Posted by: Dana Nguyen at December 30, 2005 10:47 PM

CRS was introduced at UCLA in part to remedy a drop in URM enrollment caused by Prop 209. Students expressing an interest in CRS on their application get an admissions preference, regardless of their race. I'm not aware that students expressing an interest in the Corp Law or Environmental Program get a similar preference. So both the intent & the implementation are different.

I don't agree that "if it were a stealth program, all of its grads would be minorities" -- any program that is designed to have a disproportionate effect on URMs while evading Prop 209 is by definition stealth. The fact that whites and Asians can also benefit doesn't change that.

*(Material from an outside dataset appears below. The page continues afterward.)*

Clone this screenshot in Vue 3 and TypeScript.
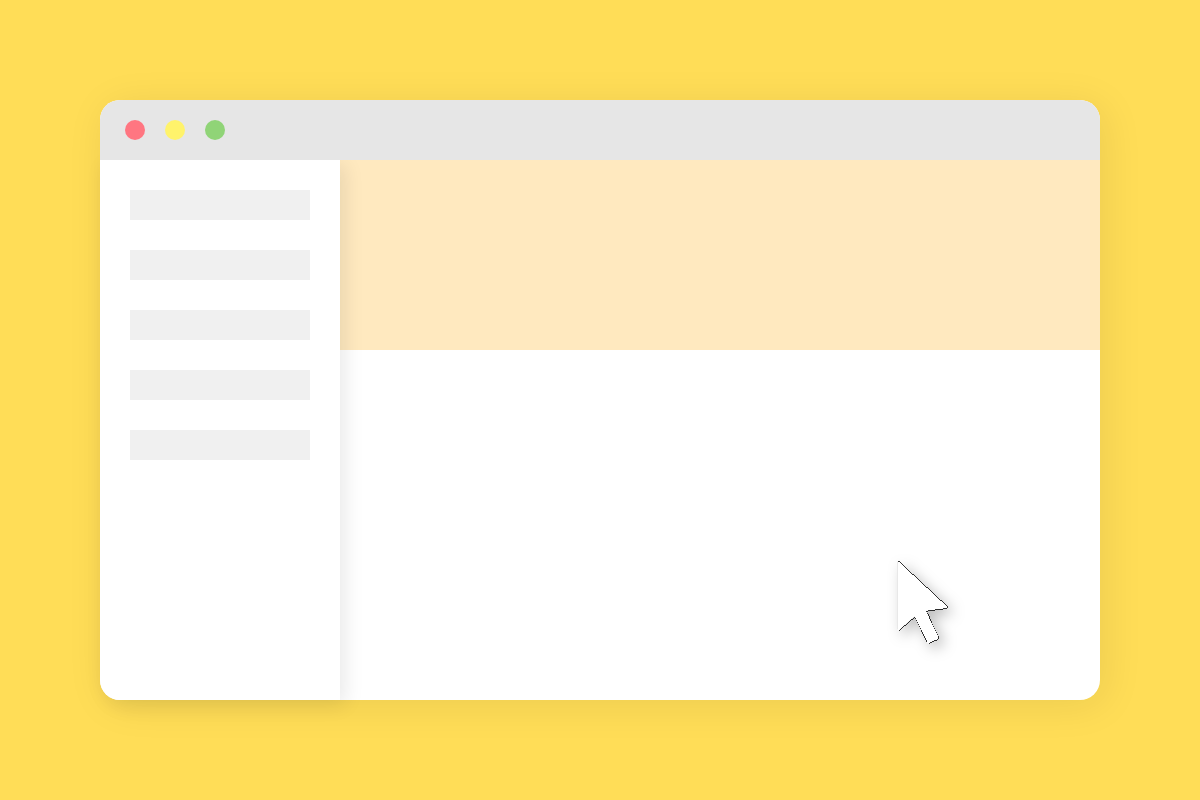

Nowhere did I suggest that CRS is an "easy way through law school" or anything less than "rigorous".

My point was simply this: I had approx 215 total classmates last semester, which is about 35% of the 2L/3L enrollment. Of these, exactly one student was black. Perhaps it was a sampling anomaly. But that's fewer than I'd expect given the overall black representation of 4% or so.

To me, this is an example of why Prop 209 is a failure. I think admissions offices should be allowed to admit whomever they want, for whatever reason. There is no absolute scale of 'merit'. As Souter said in Gratz, "equal protection cannot become an exercise in which the winners are the ones who hide the ball".